Regarding your update it appears that applyrule does a better job and is easier to use anyway:

applyrule([b*((f/d)^t-1)/e = A, (m-1)... =B],a-(... and so on ...)*e)

Also, I stored the parts of the code in variables, namely

rule1:=b*((f/d)^t-1)/e = A
rule2:=(m-1) ... =B
expression:=a-(... and so on ...)*e

and then applied the command

applyrule([rule1,rule2],expression)

which worked just fine!

Answer 2

You can use simplify with side relations (see ?simplify,siderels).

simplify(a*b*c*e*f/d, {a*b*c= A, e*f/d= B});

It is tricky to use subs when the left sides of the substitutions are more complicated than just single variables. For it to work the left sides must appear as syntactic subunits of the main expression.

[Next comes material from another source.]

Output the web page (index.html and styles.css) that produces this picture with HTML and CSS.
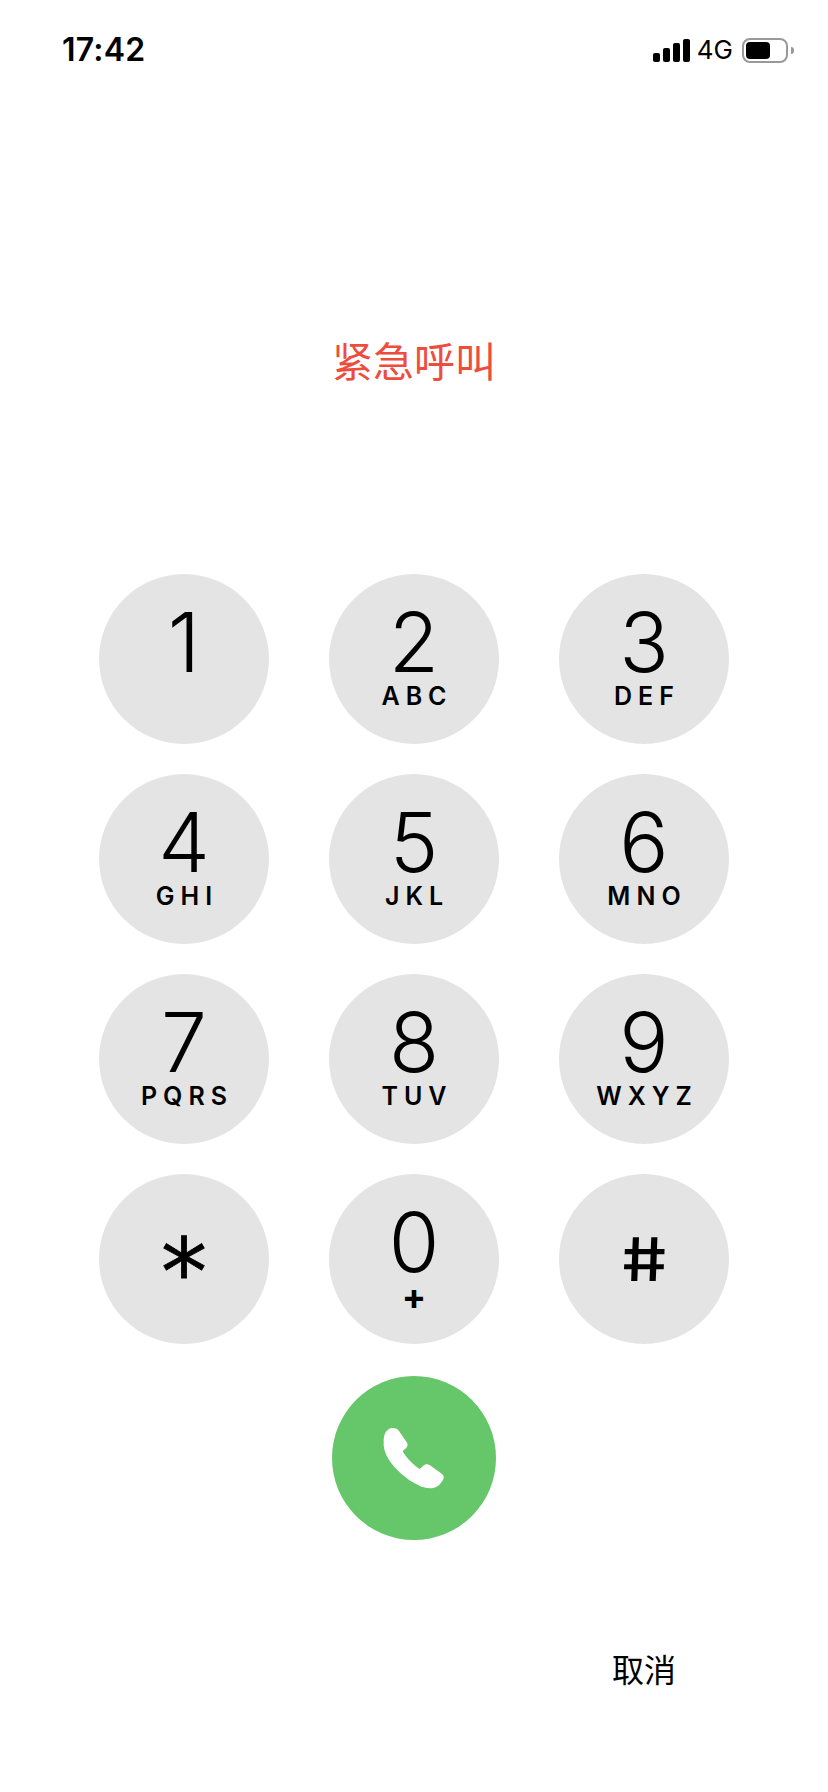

For your more-complicated update to your original question, you need to first use subs to replace the syntactic subunits (f/d)^t-1 and sqrt(1/(j*g)) with single variables. Then use simplify with side relations.

simplify(
 subs(
      [(f/d)^t-1= C, sqrt(1/(j*g))= E], 
      a-(b*((f/d)^t-1)/e+(m-1)*i*g*h*c*sqrt(2)*sqrt(1/(j*g))*s*sqrt((2*(1-(b+a)/c))/a-(1-(b+a)/c)^2/a^2)/d)*e
 ),

 {b*C/e = A, (m-1)*i*g*h*c*sqrt(2)*E*s = B}
 );